*The exercise*:
Tell how many lines carry the word "with"; the reply is the number and nothing else.
**** Supplied data
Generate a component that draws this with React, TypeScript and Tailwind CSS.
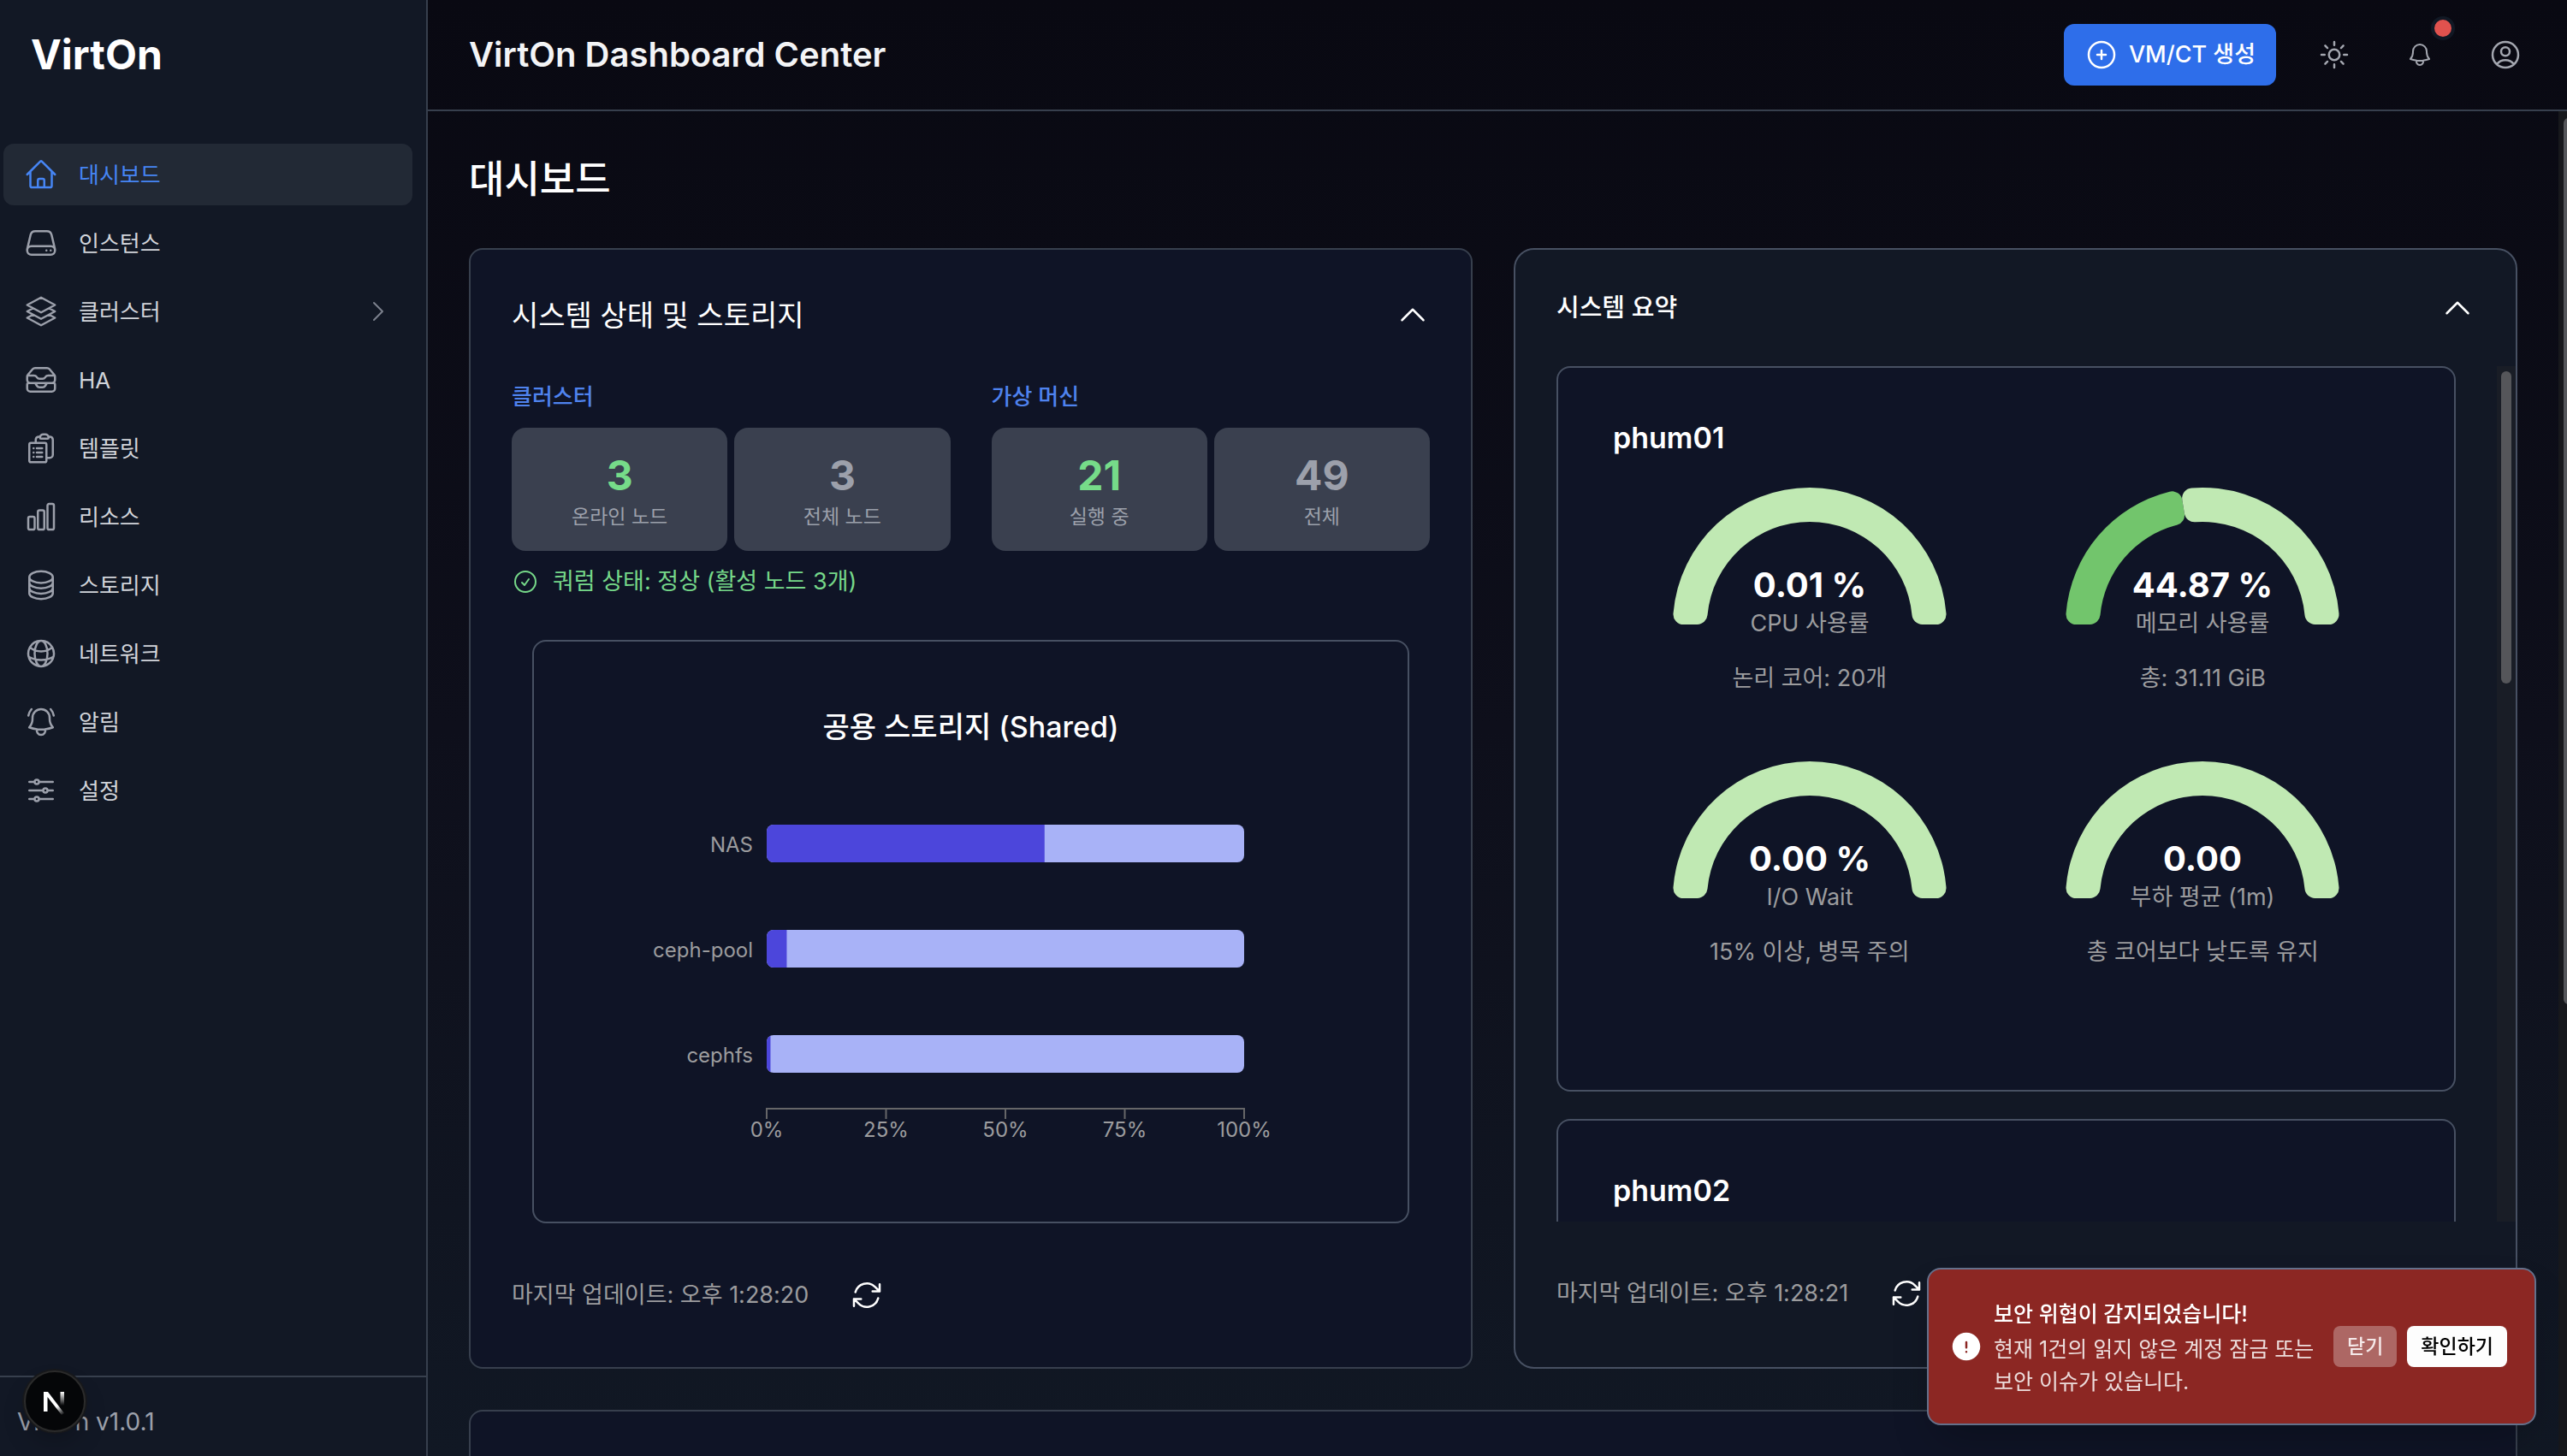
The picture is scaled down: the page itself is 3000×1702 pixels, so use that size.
import type { ReactNode } from "react";
import type { IconType } from "react-icons";
import {
  HiExclamationCircle,
  HiOutlineAdjustmentsHorizontal,
  HiOutlineArrowPath,
  HiOutlineBell,
  HiOutlineBellAlert,
  HiOutlineChartBar,
  HiOutlineCheckCircle,
  HiOutlineChevronRight,
  HiOutlineChevronUp,
  HiOutlineCircleStack,
  HiOutlineClipboardDocumentList,
  HiOutlineGlobeAlt,
  HiOutlineHome,
  HiOutlineInboxStack,
  HiOutlinePlusCircle,
  HiOutlineServer,
  HiOutlineSquare3Stack3D,
  HiOutlineSun,
  HiOutlineUserCircle,
} from "react-icons/hi2";

type MenuItem = {
  label: string;
  icon: IconType;
  active?: boolean;
  expandable?: boolean;
};

const menu: MenuItem[] = [
  { label: "대시보드", icon: HiOutlineHome, active: true },
  { label: "인스턴스", icon: HiOutlineServer },
  { label: "클러스터", icon: HiOutlineSquare3Stack3D, expandable: true },
  { label: "HA", icon: HiOutlineInboxStack },
  { label: "템플릿", icon: HiOutlineClipboardDocumentList },
  { label: "리소스", icon: HiOutlineChartBar },
  { label: "스토리지", icon: HiOutlineCircleStack },
  { label: "네트워크", icon: HiOutlineGlobeAlt },
  { label: "알림", icon: HiOutlineBellAlert },
  { label: "설정", icon: HiOutlineAdjustmentsHorizontal },
];

const statGroups = [
  {
    title: "클러스터",
    stats: [
      { value: 3, label: "온라인 노드", online: true },
      { value: 3, label: "전체 노드", online: false },
    ],
  },
  {
    title: "가상 머신",
    stats: [
      { value: 21, label: "실행 중", online: true },
      { value: 49, label: "전체", online: false },
    ],
  },
];

const storages = [
  { name: "NAS", used: 58.2 },
  { name: "ceph-pool", used: 4.2 },
  { name: "cephfs", used: 0.8 },
];

const gauges = [
  { value: "0.01 %", ratio: 0, label: "CPU 사용률", note: "논리 코어: 20개" },
  { value: "44.87 %", ratio: 0.4487, label: "메모리 사용률", note: "총: 31.11 GiB" },
  { value: "0.00 %", ratio: 0, label: "I/O Wait", note: "15% 이상, 병목 주의" },
  { value: "0.00", ratio: 0, label: "부하 평균 (1m)", note: "총 코어보다 낮도록 유지" },
];

function Sidebar() {
  return (
    <aside className="flex w-[500px] shrink-0 flex-col border-r-2 border-[#373f4d] bg-[#121825]">
      <div className="flex h-[128px] items-center px-9">
        <span className="text-5xl font-bold text-white">VirtOn</span>
      </div>
      <nav className="mt-10 flex flex-1 flex-col gap-2 pr-4 pl-1">
        {menu.map(({ label, icon: Icon, active, expandable }) => (
          <a
            key={label}
            href="#"
            className={
              active
                ? "flex h-[72px] items-center gap-6 rounded-xl bg-[#222935] px-6 text-[26px] text-[#4685f4]"
                : "flex h-[72px] items-center gap-6 rounded-xl px-6 text-[26px] text-[#d1d4da]"
            }
          >
            <Icon className={active ? "h-10 w-10" : "h-10 w-10 text-[#9ca0ab]"} />
            <span className="flex-1">{label}</span>
            {expandable && <HiOutlineChevronRight className="h-8 w-8 text-[#7c818d]" />}
          </a>
        ))}
      </nav>
      <div className="flex h-[94px] items-center border-t-2 border-[#373f4d] px-5 pt-3">
        <span className="text-[28px] text-[#9ca0ab]">VirtOn v1.0.1</span>
      </div>
    </aside>
  );
}

function Header() {
  return (
    <header className="flex h-[130px] shrink-0 items-center border-b-2 border-[#373f4d] pr-9 pl-12">
      <h1 className="flex-1 text-[40px] font-semibold text-[#f3f4f6]">
        VirtOn Dashboard Center
      </h1>
      <button
        type="button"
        className="mr-8 flex h-[72px] items-center gap-3 rounded-xl bg-[#2e6eea] px-6 text-[27px] font-medium text-white"
      >
        <HiOutlinePlusCircle className="h-10 w-10" />
        VM/CT 생성
      </button>
      <div className="flex gap-7 text-[#a3a6af]">
        <button type="button" aria-label="테마" className="flex h-[72px] w-[72px] items-center justify-center">
          <HiOutlineSun className="h-10 w-10" />
        </button>
        <button
          type="button"
          aria-label="알림"
          className="relative flex h-[72px] w-[72px] items-center justify-center"
        >
          <HiOutlineBell className="h-8 w-8" />
          <span className="absolute -top-[9px] -right-[5px] h-7 w-7 rounded-full border-4 border-[#111824] bg-[#e0524e]" />
        </button>
        <button type="button" aria-label="내 계정" className="flex h-[72px] w-[72px] items-center justify-center">
          <HiOutlineUserCircle className="h-10 w-10" />
        </button>
      </div>
    </header>
  );
}

function CollapseButton() {
  return (
    <button type="button" aria-label="접기" className="text-white">
      <HiOutlineChevronUp className="h-10 w-10" />
    </button>
  );
}

function UpdatedAt({ time }: { time: string }) {
  return (
    <div className="mt-12 flex h-[72px] items-center gap-12">
      <span className="text-[27px] text-[#9c9c9e]">마지막 업데이트: 오후 {time}</span>
      <button type="button" aria-label="새로고침" className="text-white">
        <HiOutlineArrowPath className="h-10 w-10" />
      </button>
    </div>
  );
}

function StorageChart() {
  const left = 162;
  const width = 558;
  return (
    <svg width="801" height="400" viewBox="0 0 801 400" fontSize="24" fill="#9c9c9e">
      {storages.map((storage, i) => {
        const y = 22 + i * 123;
        const used = (width * storage.used) / 100;
        return (
          <g key={storage.name}>
            <clipPath id={`bar-${i}`}>
              <rect x={left} y={y} width={width} height="44" rx="8" />
            </clipPath>
            <g clipPath={`url(#bar-${i})`}>
              <rect x={left} y={y} width={width} height="44" fill="#a8b2f7" />
              <rect x={left} y={y} width={used} height="44" fill="#4c46db" />
            </g>
            <text x={left - 16} y={y + 32} textAnchor="end">
              {storage.name}
            </text>
          </g>
        );
      })}
      <path
        d={`M${left} 366V354H${left + width}V366`}
        fill="none"
        stroke="#666668"
        strokeWidth="2"
      />
      {[0, 25, 50, 75, 100].map((tick) => {
        const x = left + (width * tick) / 100;
        return (
          <g key={tick}>
            <path d={`M${x} 354V366`} stroke="#666668" strokeWidth="2" />
            <text x={x} y="387" textAnchor="middle">
              {tick}%
            </text>
          </g>
        );
      })}
    </svg>
  );
}

function StatusCard() {
  return (
    <section className="rounded-2xl border-2 border-[#373f4d] bg-[#0f1426] p-12">
      <div className="flex h-14 items-center justify-between">
        <h3 className="text-[34px] text-white">시스템 상태 및 스토리지</h3>
        <CollapseButton />
      </div>
      <div className="mt-12 grid grid-cols-2 gap-12">
        {statGroups.map((group) => (
          <div key={group.title}>
            <h4 className="text-[26px] leading-10 font-medium text-[#4f83ee]">{group.title}</h4>
            <div className="mt-4 grid grid-cols-2 gap-2">
              {group.stats.map((stat) => (
                <div
                  key={stat.label}
                  className="flex h-36 flex-col items-center justify-center rounded-2xl bg-[#3a404f] pt-1"
                >
                  <span
                    className={
                      stat.online
                        ? "text-5xl leading-[60px] font-bold text-[#76db89]"
                        : "text-5xl leading-[60px] font-bold text-[#9ca0ab]"
                    }
                  >
                    {stat.value}
                  </span>
                  <span className="text-[23px] leading-9 text-[#9ca0ab]">{stat.label}</span>
                </div>
              ))}
            </div>
          </div>
        ))}
      </div>
      <p className="mt-4 flex h-10 items-center gap-4 text-[27px] text-[#76d889]">
        <HiOutlineCheckCircle className="h-8 w-8" />
        쿼럼 상태: 정상 (활성 노드 3개)
      </p>
      <div className="mx-6 mt-12 flex h-[682px] flex-col items-center rounded-2xl border-2 border-[#475062] pt-[76px]">
        <h4 className="text-[34px] leading-[48px] font-medium text-white">
          공용 스토리지 (Shared)
        </h4>
        <div className="mt-[68px]">
          <StorageChart />
        </div>
      </div>
      <UpdatedAt time="1:28:20" />
    </section>
  );
}

const point = (radius: number, angle: number) =>
  `${162 + radius * Math.cos(angle)} ${200 - radius * Math.sin(angle)}`;

// Ring sector with rounded corners, from angle `a` down to angle `b` (radians).
function sector(a: number, b: number) {
  const outer = 160;
  const inner = 120;
  const corner = 12;
  const to = Math.asin(corner / (outer - corner));
  const ti = Math.asin(corner / (inner + corner));
  const lo = (outer - corner) * Math.cos(to);
  const li = (inner + corner) * Math.cos(ti);
  const arc = `A${corner} ${corner} 0 0 1`;
  return [
    `M${point(lo, a)}`,
    `${arc} ${point(outer, a - to)}`,
    `A${outer} ${outer} 0 0 1 ${point(outer, b + to)}`,
    `${arc} ${point(lo, b)}`,
    `L${point(li, b)}`,
    `${arc} ${point(inner, b + ti)}`,
    `A${inner} ${inner} 0 0 0 ${point(inner, a - ti)}`,
    `${arc} ${point(li, a)}Z`,
  ].join("");
}

function Gauge({ value, ratio, label, note }: (typeof gauges)[number]) {
  const split = Math.PI * (1 - ratio);
  return (
    <div className="flex h-80 flex-col items-center">
      <svg width="324" height="240" viewBox="0 0 324 240" textAnchor="middle">
        {ratio > 0 && <path d={sector(Math.PI, split)} fill="#72c56c" />}
        <path d={sector(split, 0)} fill="#c0e9b3" />
        <text x="162" y="168" fontSize="40" fontWeight="700" fill="#fff">
          {value}
        </text>
        <text x="162" y="208" fontSize="27" fill="#9c9c9e">
          {label}
        </text>
      </svg>
      <p className="text-[27px] leading-[46px] text-[#9c9c9e]">{note}</p>
    </div>
  );
}

function NodeCard({ name, children }: { name: string; children?: ReactNode }) {
  return (
    <article className="h-[848px] shrink-0 rounded-2xl border-2 border-[#475062] bg-[#0f1426] p-16">
      <h4 className="text-[34px] leading-9 font-semibold text-white">{name}</h4>
      {children}
    </article>
  );
}

function SummaryCard() {
  return (
    <section className="rounded-3xl border-2 border-[#475062] bg-[#121825] py-12 pl-12">
      <div className="flex h-10 items-center justify-between pr-12">
        <h3 className="text-[29px] font-medium text-white">시스템 요약</h3>
        <CollapseButton />
      </div>
      <div className="mt-12 flex h-[1000px] overflow-hidden">
        <div className="mr-12 flex flex-1 flex-col gap-8">
          <NodeCard name="phum01">
            <div className="grid grid-cols-2">
              {gauges.map((gauge) => (
                <Gauge key={gauge.label} {...gauge} />
              ))}
            </div>
          </NodeCard>
          <NodeCard name="phum02" />
        </div>
        <div className="flex w-[22px] justify-center bg-[#191d26] pt-1.5">
          <div className="h-[365px] w-3 rounded-full bg-[#55565a]" />
        </div>
      </div>
      <UpdatedAt time="1:28:21" />
    </section>
  );
}

function SecurityToast() {
  return (
    <div
      role="alert"
      className="fixed right-9 bottom-9 flex h-[184px] w-[712px] items-center rounded-2xl border-2 border-[#64708a] bg-[#8c2723] pr-8 pl-6 shadow-2xl"
    >
      <HiExclamationCircle className="h-10 w-10 shrink-0 text-white" />
      <div className="ml-3 flex-1 text-[25px]">
        <p className="leading-[44px] font-medium text-white">보안 위협이 감지되었습니다!</p>
        <p className="leading-[38px] whitespace-nowrap text-[#ecdcdb]">
          현재 1건의 읽지 않은 계정 잠금 또는
          <br />
          보안 이슈가 있습니다.
        </p>
      </div>
      <button
        type="button"
        className="h-12 rounded-lg bg-[#ad6764] px-4 text-[23px] font-medium text-[#f5e9e9]"
      >
        닫기
      </button>
      <button
        type="button"
        className="ml-3 h-12 rounded-lg bg-[#fdfdfd] px-4 text-[23px] font-medium text-black"
      >
        확인하기
      </button>
    </div>
  );
}

function DevBadge() {
  return (
    <button
      type="button"
      aria-label="Next.js"
      className="fixed bottom-7 left-7 flex h-[72px] w-[72px] items-center justify-center rounded-full border-2 border-[#2b2b2b] bg-[#050608] shadow-[0_0_0_2px_#17181b,0_16px_32px_-8px_rgba(0,0,0,0.3)]"
    >
      <svg width="32" height="32" viewBox="0 0 32 32" fill="none">
        <defs>
          <linearGradient id="diagonal" x1="17" y1="19" x2="26" y2="32" gradientUnits="userSpaceOnUse">
            <stop offset="0.2" stopColor="#fff" />
            <stop offset="1" stopColor="#fff" stopOpacity="0" />
          </linearGradient>
          <linearGradient id="stem" x1="0" y1="5" x2="0" y2="21" gradientUnits="userSpaceOnUse">
            <stop stopColor="#fff" />
            <stop offset="1" stopColor="#fff" stopOpacity="0" />
          </linearGradient>
        </defs>
        <path d="M3 28V5h5l19 25-3 2L7.500 11v17z" fill="url(#diagonal)" />
        <path d="M22.500 5H27v16h-4.500z" fill="url(#stem)" />
      </svg>
    </button>
  );
}

export default function App() {
  return (
    <div className="flex h-screen overflow-hidden bg-linear-to-b from-[#090912] via-[#0e0f1b] to-[#111824] font-['Inter','Noto_Sans_CJK_KR',sans-serif] text-white">
      <Sidebar />
      <div className="flex min-w-0 flex-1 flex-col">
        <Header />
        <div className="flex min-h-0 flex-1">
          <main className="min-w-0 flex-1 overflow-hidden px-12 pt-12">
            <h2 className="text-[45px] leading-[64px] font-medium">대시보드</h2>
            <div className="mt-12 grid grid-cols-2 gap-12">
              <StatusCard />
              <SummaryCard />
            </div>
            <section className="mt-12 h-96 rounded-2xl border-2 border-[#373f4d] bg-[#0f1426]" />
          </main>
          <div className="w-2.5 overflow-hidden bg-[#17181c] pt-2 pl-1.5">
            <div className="h-[1036px] w-3 rounded-full bg-[#55565a]" />
          </div>
        </div>
      </div>
      <SecurityToast />
      <DevBadge />
    </div>
  );
}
********
*Solution to this problem*:
2